I kept finding my hands being put in places I didn’t want them to go and the whole situation got so scary and beyond my control that I started crying. Instead of making her leave in disgust that just increased the urgency of her attempts to get in bed with me. Finally accepting that things weren’t going any further she settled for a long kiss.

That was, without doubt, the worst night of my life and it was a huge relief when the other girls announced that it was time to get back to their wing. Giving me a brief final kiss, the girl I thought I loved left and I was alone to weep myself quietly to sleep.

I felt utterly humiliated and inadequate and I understood, beyond any question, that my feelings for my girlfriend were exclusively spiritual and romantic. As far as I was concerned I knew what sex was about and what had nearly happened wasn’t the way it would ever work for me.

Neither of the other boys was crass enough to actually question me about the night’s events although I got some pretty odd looks. I fully expected to find that I was single by breakfast but the greeting and its accompanying kiss were as intense as ever so perhaps I hadn’t made such an ass of myself after all.

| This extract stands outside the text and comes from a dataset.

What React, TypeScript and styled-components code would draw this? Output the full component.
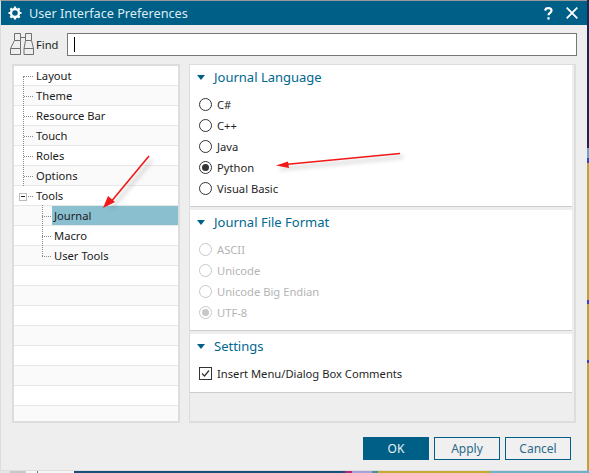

Perhaps boys did have the right to say no, I wished I’d thought of that 5 years before.

Love

4 Responses to “The very reluctant boyfriend…”

  1. Micky says:

    Boys’ stories are full of naughty goings on after lights out!

    I bet she was just as anxious about the whole escapade as you were.

    Still, for one not as insular as you were it might have been nice to find out that things were still OK over the bacon eggs the following morning.

  2. Old Midhurstian says:

    Yeah, not the kind of goings on I’d ever imagined!

    I’ve no doubt that she was every bit as anxious, she was just so bloody determined.

    It was a relief in the morning but the relationship changed from that day on, I think she started to suspect a few things about her chosen.

    Love
    Malcolm

  3. Scottie says:

    Hello Mac. I agree with Micky, no telling the pressure she felt she was under and she may have been very relieved by your response. Plus showing your more tender side allowed her to be even more in love and caring for you.

    I can understand the other side of what you wrote, I have had unwanted partners enter my bed and the whole thing makes my blood freeze, the memory to replay the humiliations and what ifs. Like your thought about five years earlier, saying no was not an option that worked or had any power. This night could have been so much worse for you, like being discovered or even being forced to engage in an activity you would hate your self for and so would she later.

    Hugs and loves.
    Scottie

  4. Old Midhurstian says:

    Scottie

    Although we never discussed the event in detail you and Micky are probably right. The whole thing was a bad idea and I suspect that she was swept along by peer pressure.

    What was beyond doubt though was my parents reaction if things had gone wrong or we’d been discovered. She was the sweet innocent girl and obviously I was the dirty minded teenage boy pressing her to have sex. My parents rarely let the truth interfere with an opportunity to punish me.